# Dirichlet boundary conditions in space-time?

In the context of string theory, and world sheets the Dirichlet boundary conditions can be written as: $$\frac{\partial X^\mu(\tau,\sigma_1)}{\partial \tau}=0$$ where $\sigma_1$ is the value of the parameter $\sigma$ at the end of the 'string'. This however, seems to imply that $$\delta X^\mu(\tau,\sigma_1)=0$$ But I cannot see why, so please can you explain?

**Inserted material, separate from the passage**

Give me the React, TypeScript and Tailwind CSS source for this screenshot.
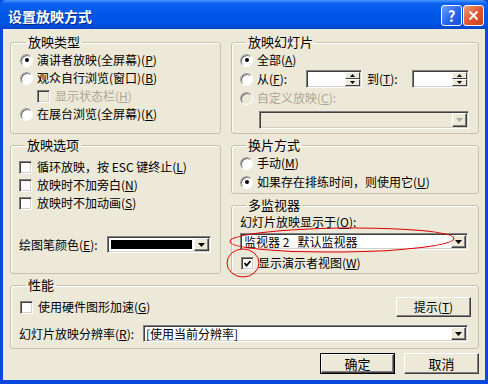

Here are my thoughts (which are wrong since I get the wrong outcome):

It is my assumption that $\delta X^\mu \equiv dX^\mu$ in this context although I could be wrong. This therefore means that: $$\delta X^\mu(\tau,\sigma_1) =\frac{\partial X^\mu(\tau,\sigma_1)}{\partial \tau}d\tau + \frac{\partial X^\mu(\tau,\sigma_1)}{\partial \sigma}d\sigma$$ So subbing in my first equation we get: $$\delta X^\mu (\tau,\sigma_1)=\frac{\partial X^\mu(\tau,\sigma_1)}{\partial \sigma}d\sigma$$ which is generally not equal to $0$. Thus my first equation does not necessary imply my second, as it should.

References:

1. A first course in string theory by Barton Zwiebach (2 e.d.) pg 114
2. http://www.damtp.cam.ac.uk/user/tong/string/three.pdf

This seems to be a simple matter of confusion regarding which variables are held constant. His notation $$\frac{\partial X}{\partial\tau}(\tau,\sigma_*)=0$$ is misleading. What he really means is $$\frac{\partial}{\partial\tau}\left(X(\sigma_*)\right)(\tau)=0$$ In other words, we fix $\sigma$ to be one of the end points and look at how it changes with respect to $\tau$. Your expansion above is correct, but you must take $\delta \sigma=0$ because we focus attention on one value of $\sigma$, namely an end point.
Your assumption that $$\delta X^{\mu} = dX^{\mu}$$ as well as the expansion is not correct. $$\delta X^{\mu}$$ is a variation and you can not rwright variation of a parameter (the functional derivative relates a change in a functional to a change in a function on which the functional depends).
$$\begin{equation} \delta X^{\mu} = X^{'\mu}(\tau,\sigma^{*}) - X^{\mu}(\tau,\sigma^{*}) \end{equation}$$ whereas $$dX^{\mu}$$ is an exterior derivative. $$\begin{equation} dX^{\mu}(\tau, \sigma) = \frac{\partial X^{\mu}}{\partial\tau}d\tau + \frac{\partial X^{\mu}}{\partial\sigma}d\sigma \end{equation}$$ This means that the condition(1) that $$\frac{\partial X^{\mu}(\tau, \sigma^{*})}{\partial\tau} = 0$$ is only true when $$X^{\mu}(\tau,\sigma^{*}) = constant$$ that is for static D branes, So this is a sufficient condition not necessary. However, $$X^{\mu}(\tau,\sigma^{*}) = f(\tau)$$, which means that the D brane can be dynamical then only that $$\delta X^{\mu} = 0$$ is satisfied.
Dirichlet Boundary Condition is $$\delta X^{\mu}(\tau,\sigma^{*}) = 0$$ but for a special case when the brane is static, we can write it as $$\frac{\partial X^{\mu}(\tau, \sigma^{*})}{\partial\tau} = 0$$ .